===== Supplied records =====

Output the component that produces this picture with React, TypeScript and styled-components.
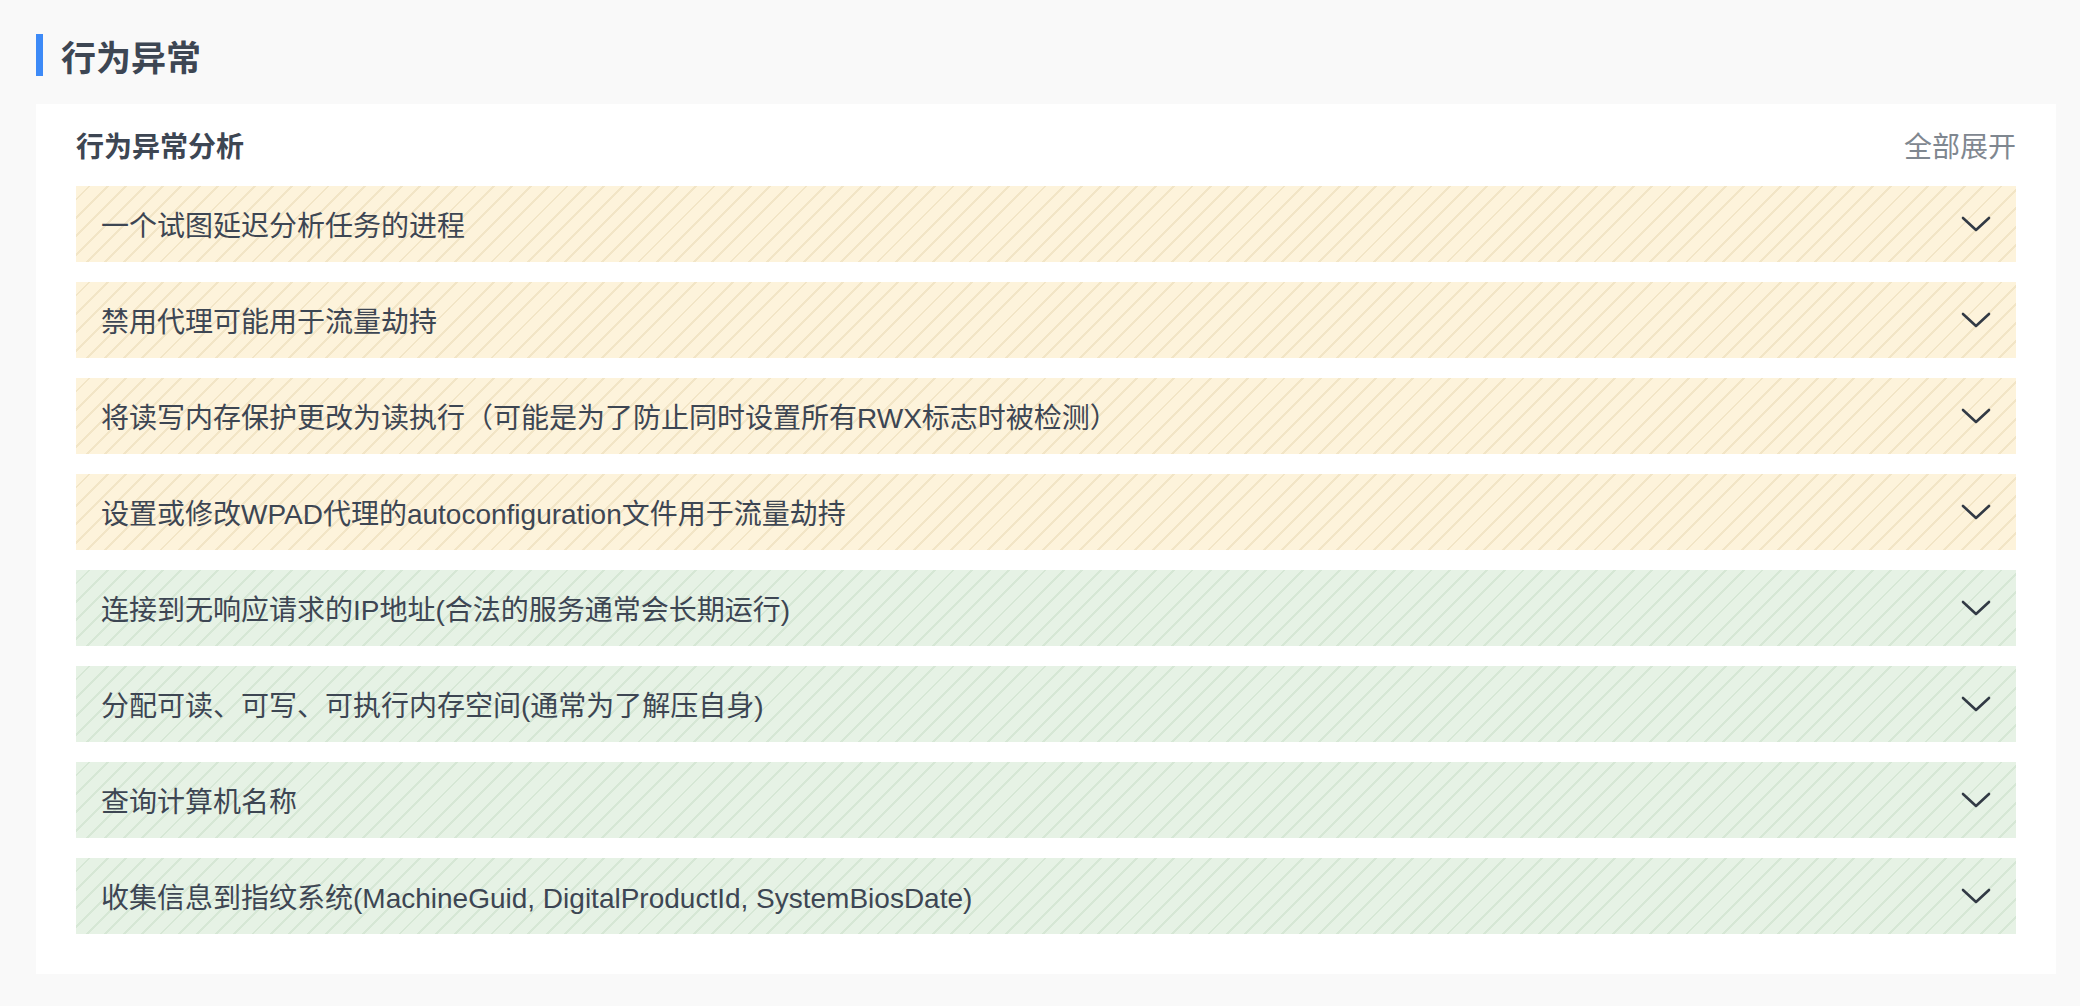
import React from 'react'
import styled, { createGlobalStyle } from 'styled-components'

const GlobalStyle = createGlobalStyle`
  html, body {
    margin: 0;
    background: #f9f9f9;
    font-family: "Liberation Sans", "Noto Sans CJK SC", sans-serif;
    color: #3d4653;
  }
`

const Page = styled.div`
  padding: 34px 24px 33px 36px;
`

const Heading = styled.h1`
  margin: 0;
  height: 42px;
  display: flex;
  align-items: center;
  border-left: 7px solid #3d8af7;
  padding-left: 18px;
  font-size: 35px;
  font-weight: 700;
  color: #3d4653;
`

const Card = styled.section`
  margin-top: 28px;
  background: #fff;
  padding: 0 40px 40px 40px;
`

const CardHeader = styled.div`
  height: 82px;
  display: flex;
  align-items: center;
  justify-content: space-between;
`

const CardTitle = styled.h2`
  margin: 0;
  font-size: 28px;
  font-weight: 700;
  color: #3d4653;
`

const ExpandAll = styled.span`
  font-size: 28px;
  color: #7f8790;
  cursor: pointer;
`

const List = styled.div`
  display: flex;
  flex-direction: column;
  gap: 20px;
`

const palette = {
  warn: { bg: '#fdf3db', line: '#f2e5c6' },
  info: { bg: '#e6f2e5', line: '#d6e7d5' },
}

const Row = styled.div<{ $level: 'warn' | 'info' }>`
  height: 76px;
  display: flex;
  align-items: center;
  justify-content: space-between;
  padding: 0 24px 0 25px;
  background-color: ${p => palette[p.$level].bg};
  background-image: repeating-linear-gradient(
    -45deg,
    ${p => palette[p.$level].bg} 0 11px,
    ${p => palette[p.$level].line} 11px 13px
  );
  font-size: 28px;
  color: #3d4653;
  cursor: pointer;
`

const Chevron = () => (
  <svg width="32" height="18" viewBox="0 0 32 18" fill="none">
    <path d="M3 3l13 12L29 3" stroke="#323a45" strokeWidth="2.6" strokeLinecap="round" strokeLinejoin="round" />
  </svg>
)

const items: { text: string; level: 'warn' | 'info' }[] = [
  { text: '一个试图延迟分析任务的进程', level: 'warn' },
  { text: '禁用代理可能用于流量劫持', level: 'warn' },
  { text: '将读写内存保护更改为读执行（可能是为了防止同时设置所有RWX标志时被检测）', level: 'warn' },
  { text: '设置或修改WPAD代理的autoconfiguration文件用于流量劫持', level: 'warn' },
  { text: '连接到无响应请求的IP地址(合法的服务通常会长期运行)', level: 'info' },
  { text: '分配可读、可写、可执行内存空间(通常为了解压自身)', level: 'info' },
  { text: '查询计算机名称', level: 'info' },
  { text: '收集信息到指纹系统(MachineGuid, DigitalProductId, SystemBiosDate)', level: 'info' },
]

export default function App() {
  return (
    <>
      <GlobalStyle />
      <Page>
        <Heading>行为异常</Heading>
        <Card>
          <CardHeader>
            <CardTitle>行为异常分析</CardTitle>
            <ExpandAll>全部展开</ExpandAll>
          </CardHeader>
          <List>
            {items.map(item => (
              <Row key={item.text} $level={item.level}>
                <span>{item.text}</span>
                <Chevron />
              </Row>
            ))}
          </List>
        </Card>
      </Page>
    </>
  )
}
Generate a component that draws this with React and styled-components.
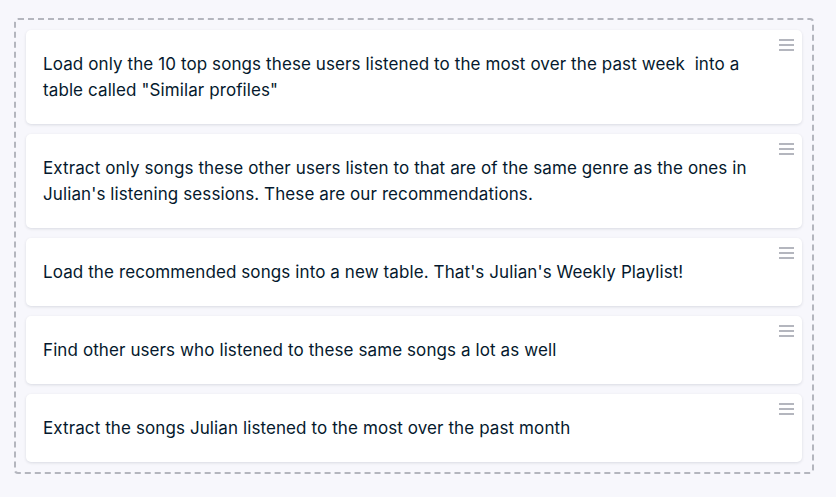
import React from "react";
import styled, { createGlobalStyle } from "styled-components";

const Global = createGlobalStyle`
  html, body { margin: 0; padding: 0; background: #f7f7fc; }
  body { font-family: Inter, "Noto Sans", sans-serif; color: #05192d; }
`;

const Page = styled.div`
  padding: 18px 0 0 14px;
`;

const List = styled.div`
  width: 800px;
  box-sizing: border-box;
  border: 2px dashed #b4b6be;
  border-radius: 4px;
  padding: 10px;
  display: flex;
  flex-direction: column;
  gap: 10px;
`;

const Card = styled.div`
  position: relative;
  background: #ffffff;
  border-radius: 5px;
  box-shadow: 0 1px 3px rgba(5, 25, 45, 0.12);
  padding: 21px 40px 21px 17px;
  font-size: 17px;
  letter-spacing: 0.1px;
  line-height: 26px;
  color: #05192d;
`;

const Handle = styled.svg`
  position: absolute;
  top: 9px;
  right: 8px;
  width: 15px;
  height: 12px;
`;

const DragHandle = () => (
  <Handle viewBox="0 0 15 12">
    <rect x="0" y="0" width="15" height="2" fill="#b4b6be" />
    <rect x="0" y="5" width="15" height="2" fill="#b4b6be" />
    <rect x="0" y="10" width="15" height="2" fill="#b4b6be" />
  </Handle>
);

const items = [
  "Load only the 10 top songs these users listened to the most over the past week \u00a0into a table called \"Similar profiles\"",
  "Extract only songs these other users listen to that are of the same genre as the ones in Julian's listening sessions. These are our recommendations.",
  "Load the recommended songs into a new table. That's Julian's Weekly Playlist!",
  "Find other users who listened to these same songs a lot as well",
  "Extract the songs Julian listened to the most over the past month",
];

export default function App() {
  return (
    <>
      <Global />
      <Page>
        <List>
          {items.map((t, i) => (
            <Card key={i}>
              <DragHandle />
              {t}
            </Card>
          ))}
        </List>
      </Page>
    </>
  );
}
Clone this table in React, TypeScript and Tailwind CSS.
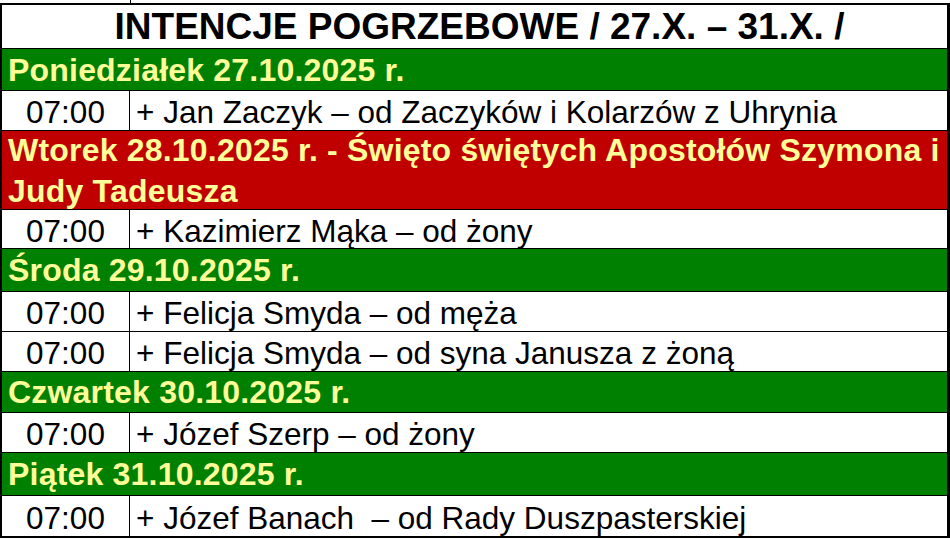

=====

▶ Task statement: Word for word, quote the lines above. Omit the pictures.

▶ Worked solution:
Output the component that produces this picture with React, TypeScript and styled-components.
import React from 'react'
import styled, { createGlobalStyle } from 'styled-components'

const GlobalStyle = createGlobalStyle`
  html, body {
    margin: 0;
    background: #f9f9f9;
    font-family: "Liberation Sans", "Noto Sans CJK SC", sans-serif;
    color: #3d4653;
  }
`

const Page = styled.div`
  padding: 34px 24px 33px 36px;
`

const Heading = styled.h1`
  margin: 0;
  height: 42px;
  display: flex;
  align-items: center;
  border-left: 7px solid #3d8af7;
  padding-left: 18px;
  font-size: 35px;
  font-weight: 700;
  color: #3d4653;
`

const Card = styled.section`
  margin-top: 28px;
  background: #fff;
  padding: 0 40px 40px 40px;
`

const CardHeader = styled.div`
  height: 82px;
  display: flex;
  align-items: center;
  justify-content: space-between;
`

const CardTitle = styled.h2`
  margin: 0;
  font-size: 28px;
  font-weight: 700;
  color: #3d4653;
`

const ExpandAll = styled.span`
  font-size: 28px;
  color: #7f8790;
  cursor: pointer;
`

const List = styled.div`
  display: flex;
  flex-direction: column;
  gap: 20px;
`

const palette = {
  warn: { bg: '#fdf3db', line: '#f2e5c6' },
  info: { bg: '#e6f2e5', line: '#d6e7d5' },
}

const Row = styled.div<{ $level: 'warn' | 'info' }>`
  height: 76px;
  display: flex;
  align-items: center;
  justify-content: space-between;
  padding: 0 24px 0 25px;
  background-color: ${p => palette[p.$level].bg};
  background-image: repeating-linear-gradient(
    -45deg,
    ${p => palette[p.$level].bg} 0 11px,
    ${p => palette[p.$level].line} 11px 13px
  );
  font-size: 28px;
  color: #3d4653;
  cursor: pointer;
`

const Chevron = () => (
  <svg width="32" height="18" viewBox="0 0 32 18" fill="none">
    <path d="M3 3l13 12L29 3" stroke="#323a45" strokeWidth="2.6" strokeLinecap="round" strokeLinejoin="round" />
  </svg>
)

const items: { text: string; level: 'warn' | 'info' }[] = [
  { text: '一个试图延迟分析任务的进程', level: 'warn' },
  { text: '禁用代理可能用于流量劫持', level: 'warn' },
  { text: '将读写内存保护更改为读执行（可能是为了防止同时设置所有RWX标志时被检测）', level: 'warn' },
  { text: '设置或修改WPAD代理的autoconfiguration文件用于流量劫持', level: 'warn' },
  { text: '连接到无响应请求的IP地址(合法的服务通常会长期运行)', level: 'info' },
  { text: '分配可读、可写、可执行内存空间(通常为了解压自身)', level: 'info' },
  { text: '查询计算机名称', level: 'info' },
  { text: '收集信息到指纹系统(MachineGuid, DigitalProductId, SystemBiosDate)', level: 'info' },
]

export default function App() {
  return (
    <>
      <GlobalStyle />
      <Page>
        <Heading>行为异常</Heading>
        <Card>
          <CardHeader>
            <CardTitle>行为异常分析</CardTitle>
            <ExpandAll>全部展开</ExpandAll>
          </CardHeader>
          <List>
            {items.map(item => (
              <Row key={item.text} $level={item.level}>
                <span>{item.text}</span>
                <Chevron />
              </Row>
            ))}
          </List>
        </Card>
      </Page>
    </>
  )
}
Generate a component that draws this with React and styled-components.
import React from "react";
import styled, { createGlobalStyle } from "styled-components";

const Global = createGlobalStyle`
  html, body { margin: 0; padding: 0; background: #f7f7fc; }
  body { font-family: Inter, "Noto Sans", sans-serif; color: #05192d; }
`;

const Page = styled.div`
  padding: 18px 0 0 14px;
`;

const List = styled.div`
  width: 800px;
  box-sizing: border-box;
  border: 2px dashed #b4b6be;
  border-radius: 4px;
  padding: 10px;
  display: flex;
  flex-direction: column;
  gap: 10px;
`;

const Card = styled.div`
  position: relative;
  background: #ffffff;
  border-radius: 5px;
  box-shadow: 0 1px 3px rgba(5, 25, 45, 0.12);
  padding: 21px 40px 21px 17px;
  font-size: 17px;
  letter-spacing: 0.1px;
  line-height: 26px;
  color: #05192d;
`;

const Handle = styled.svg`
  position: absolute;
  top: 9px;
  right: 8px;
  width: 15px;
  height: 12px;
`;

const DragHandle = () => (
  <Handle viewBox="0 0 15 12">
    <rect x="0" y="0" width="15" height="2" fill="#b4b6be" />
    <rect x="0" y="5" width="15" height="2" fill="#b4b6be" />
    <rect x="0" y="10" width="15" height="2" fill="#b4b6be" />
  </Handle>
);

const items = [
  "Load only the 10 top songs these users listened to the most over the past week \u00a0into a table called \"Similar profiles\"",
  "Extract only songs these other users listen to that are of the same genre as the ones in Julian's listening sessions. These are our recommendations.",
  "Load the recommended songs into a new table. That's Julian's Weekly Playlist!",
  "Find other users who listened to these same songs a lot as well",
  "Extract the songs Julian listened to the most over the past month",
];

export default function App() {
  return (
    <>
      <Global />
      <Page>
        <List>
          {items.map((t, i) => (
            <Card key={i}>
              <DragHandle />
              {t}
            </Card>
          ))}
        </List>
      </Page>
    </>
  );
}
Clone this table in React, TypeScript and Tailwind CSS.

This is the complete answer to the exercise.